(EXERCISE INSTRUCTIONS): Repeat the listing word for word. No pictures belong in the copy.
>> start
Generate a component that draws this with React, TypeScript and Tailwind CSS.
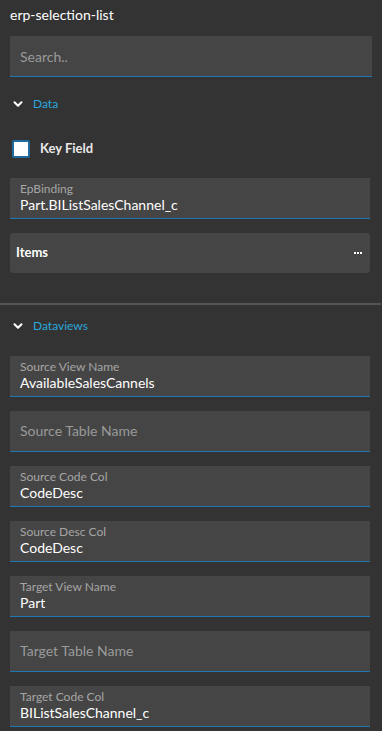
import { ChevronDown } from "lucide-react";

type FieldProps = { label: string; value?: string };

// text field with floating label, or placeholder when empty
function Field({ label, value }: FieldProps) {
  if (!value) {
    return (
      <div className="h-[41px] bg-[#454545] border-b border-[#1f78b4] flex items-center px-[10px]">
        <span className="text-[14px] text-[#9a9a9a]">{label}</span>
      </div>
    );
  }
  return (
    <div className="h-[41px] bg-[#454545] border-b border-[#1f78b4] flex flex-col justify-center px-[10px]">
      <span className="text-[12px] leading-[15px] text-[#a5a5a5]">{label}</span>
      <span className="text-[14px] leading-[18px] text-white">{value}</span>
    </div>
  );
}

function SectionHeader({ title }: { title: string }) {
  return (
    <div className="flex items-center gap-[8px] pl-[1px]">
      <ChevronDown size={14} strokeWidth={3.5} className="text-white" />
      <span className="text-[12px] text-[#2aa7dd]">{title}</span>
    </div>
  );
}

export default function App() {
  const dataviews: FieldProps[] = [
    { label: "Source View Name", value: "AvailableSalesCannels" },
    { label: "Source Table Name" },
    { label: "Source Code Col", value: "CodeDesc" },
    { label: "Source Desc Col", value: "CodeDesc" },
    { label: "Target View Name", value: "Part" },
    { label: "Target Table Name" },
    { label: "Target Code Col", value: "BIListSalesChannel_c" },
  ];

  return (
    <div className="w-[382px] h-[731px] overflow-hidden bg-[#333333] font-['Lato',sans-serif]">
      <div className="px-[10px] pt-[6px]">
        <div className="text-[14px] leading-[18px] text-white">erp-selection-list</div>
        <div className="mt-[12px] h-[41px] bg-[#454545] border-b border-[#1f78b4] flex items-center px-[10px]">
          <span className="text-[14px] text-[#9a9a9a]">Search..</span>
        </div>
      </div>

      <div className="pr-[12px] pl-[10px]">
        <div className="mt-[18px]">
          <SectionHeader title="Data" />
        </div>

        <div className="mt-[26px] flex items-center gap-[10px] pl-[2px]">
          <div className="w-[18px] h-[18px] bg-white border-[2px] border-[#1f6b9f] rounded-[2px]" />
          <span className="text-[13px] font-bold text-[#e8e8e8]">Key Field</span>
        </div>

        <div className="mt-[19px]">
          <Field label="EpBinding" value="Part.BIListSalesChannel_c" />
        </div>

        <div className="mt-[14px] h-[40px] bg-[#454545] rounded-[3px] flex items-center justify-between pl-[6px] pr-[8px]">
          <span className="text-[13px] font-bold text-white">Items</span>
          <div className="flex gap-[1px]">
            <span className="w-[2px] h-[2px] bg-white" />
            <span className="w-[2px] h-[2px] bg-white" />
            <span className="w-[2px] h-[2px] bg-white" />
          </div>
        </div>
      </div>

      <div className="mt-[30px] h-[2px] bg-[#555555] mr-[1px]" />

      <div className="pr-[12px] pl-[10px]">
        <div className="mt-[12px]">
          <SectionHeader title="Dataviews" />
        </div>
        <div className="mt-[21px] flex flex-col gap-[14px]">
          {dataviews.map((f) => (
            <Field key={f.label} label={f.label} value={f.value} />
          ))}
        </div>
      </div>
    </div>
  );
}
>> end
(FULL OUTPUT):
Generate a component that draws this with React, TypeScript and Tailwind CSS.
import { ChevronDown } from "lucide-react";

type FieldProps = { label: string; value?: string };

// text field with floating label, or placeholder when empty
function Field({ label, value }: FieldProps) {
  if (!value) {
    return (
      <div className="h-[41px] bg-[#454545] border-b border-[#1f78b4] flex items-center px-[10px]">
        <span className="text-[14px] text-[#9a9a9a]">{label}</span>
      </div>
    );
  }
  return (
    <div className="h-[41px] bg-[#454545] border-b border-[#1f78b4] flex flex-col justify-center px-[10px]">
      <span className="text-[12px] leading-[15px] text-[#a5a5a5]">{label}</span>
      <span className="text-[14px] leading-[18px] text-white">{value}</span>
    </div>
  );
}

function SectionHeader({ title }: { title: string }) {
  return (
    <div className="flex items-center gap-[8px] pl-[1px]">
      <ChevronDown size={14} strokeWidth={3.5} className="text-white" />
      <span className="text-[12px] text-[#2aa7dd]">{title}</span>
    </div>
  );
}

export default function App() {
  const dataviews: FieldProps[] = [
    { label: "Source View Name", value: "AvailableSalesCannels" },
    { label: "Source Table Name" },
    { label: "Source Code Col", value: "CodeDesc" },
    { label: "Source Desc Col", value: "CodeDesc" },
    { label: "Target View Name", value: "Part" },
    { label: "Target Table Name" },
    { label: "Target Code Col", value: "BIListSalesChannel_c" },
  ];

  return (
    <div className="w-[382px] h-[731px] overflow-hidden bg-[#333333] font-['Lato',sans-serif]">
      <div className="px-[10px] pt-[6px]">
        <div className="text-[14px] leading-[18px] text-white">erp-selection-list</div>
        <div className="mt-[12px] h-[41px] bg-[#454545] border-b border-[#1f78b4] flex items-center px-[10px]">
          <span className="text-[14px] text-[#9a9a9a]">Search..</span>
        </div>
      </div>

      <div className="pr-[12px] pl-[10px]">
        <div className="mt-[18px]">
          <SectionHeader title="Data" />
        </div>

        <div className="mt-[26px] flex items-center gap-[10px] pl-[2px]">
          <div className="w-[18px] h-[18px] bg-white border-[2px] border-[#1f6b9f] rounded-[2px]" />
          <span className="text-[13px] font-bold text-[#e8e8e8]">Key Field</span>
        </div>

        <div className="mt-[19px]">
          <Field label="EpBinding" value="Part.BIListSalesChannel_c" />
        </div>

        <div className="mt-[14px] h-[40px] bg-[#454545] rounded-[3px] flex items-center justify-between pl-[6px] pr-[8px]">
          <span className="text-[13px] font-bold text-white">Items</span>
          <div className="flex gap-[1px]">
            <span className="w-[2px] h-[2px] bg-white" />
            <span className="w-[2px] h-[2px] bg-white" />
            <span className="w-[2px] h-[2px] bg-white" />
          </div>
        </div>
      </div>

      <div className="mt-[30px] h-[2px] bg-[#555555] mr-[1px]" />

      <div className="pr-[12px] pl-[10px]">
        <div className="mt-[12px]">
          <SectionHeader title="Dataviews" />
        </div>
        <div className="mt-[21px] flex flex-col gap-[14px]">
          {dataviews.map((f) => (
            <Field key={f.label} label={f.label} value={f.value} />
          ))}
        </div>
      </div>
    </div>
  );
}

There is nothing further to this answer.